Laure Severac likes to have as little distance between herself and the garments she creates as possible. Perhaps that’s why she crafted the year’s most enigmatic and emotional menswear story, inspired by the idea of marriage: an early Hockney painting, “The First Marriage”, and also her upcoming wedding to her girlfriend, Elo. Taking her focus on intricately crafted knitwear and expanding into other traditional techniques like weaving (she won the EE Exclusives prize last year, which gives a student a chance to create their own jacquard weave), her craftsy collection spanned tailoring and cozy, loose knits in shades of teal, ecru and tobacco; geometric squares and stripes mingled with delicate, nature-inspired embroidery. A play on traditional gender roles was discernible throughout: on the runway, the men wore veils, while the surprise 13th look had a girl join the models for a final wedding march. Severac even expanded into other departments at the fine arts school altogether, working with ceramics to create a fragile porcelain bowling ball and set of pins for models to carry on the runway: “The image of love! If you start to play with it when you take the chance, it falls apart.” The girl, of course, swung the bowling ball in the end.

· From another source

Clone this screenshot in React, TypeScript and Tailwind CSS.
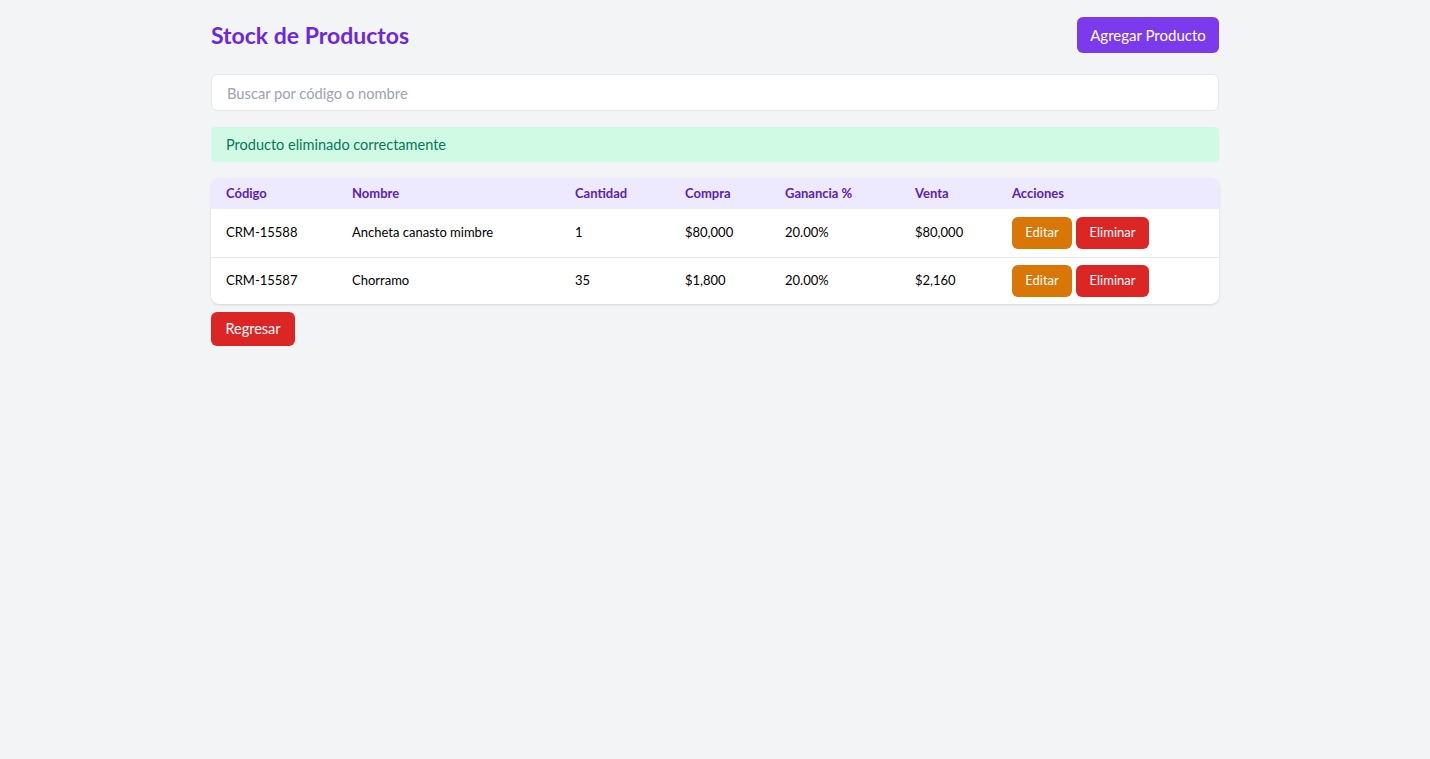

“You can really be yourself,” says Swiss designer Miriam Laubscher of her time at the Antwerp fashion department. “It’s really important to me not to make a copy of someone else, and be unique.” Laubscher, who recently worked at Alexander McQueen, nevertheless paved her own path for her final collection. Titled Red Yellow Blue after the basic colours one can create all colours from, she took inspiration from painting without emulating the style of a particular artist. Instead, the organic standpoint of Brazilian Constructivist Lygia Clark and the chameleonic style of Tilda Swinton combined to create floating, free-form dresses that appear differently depending on the angle you observe them from. Laubscher blew up photographs of smaller fabric fragments to create a distinctive layered effect that was nonetheless airy and light – this way, says Laubshcer, “you get new combinations and patterns that you wouldn’t expect before”. “They’re like 12 walking paintings,” she adds. “The woman is a part of the painting and walks out of it, making her own stories from it.”
ALEXIS VICTOR GAUTIER
Alexis Victor Gautier’s final collection was inspired by four stories based on family traditions in dressmaking – something that might sound simple enough at first. But his inspirations from every corner of the world ought not to have come together quite so cohesively as they did in this absorbing menswear outing. A Nepalese carpet-making technique using ladders translated into thick wool coats with distinctive seams; a practice in 19th century Lancashire that protected utility wear using beeswax informed illusionistic co-ordinates; a tailor in a village near Lake Como’s decision to make pinstripe suits on a bias was channelled in slick grey suits with graphical stripes. The collection ended with airbrush-effect lilac suits, nodding to the family history of a fellow Japanese student whose ancestors developed one of the first synthetic colours, in 1876 – a kind of light purple. “I would love to have that family on stage in four of the exactly same silhouettes,” says Gautier.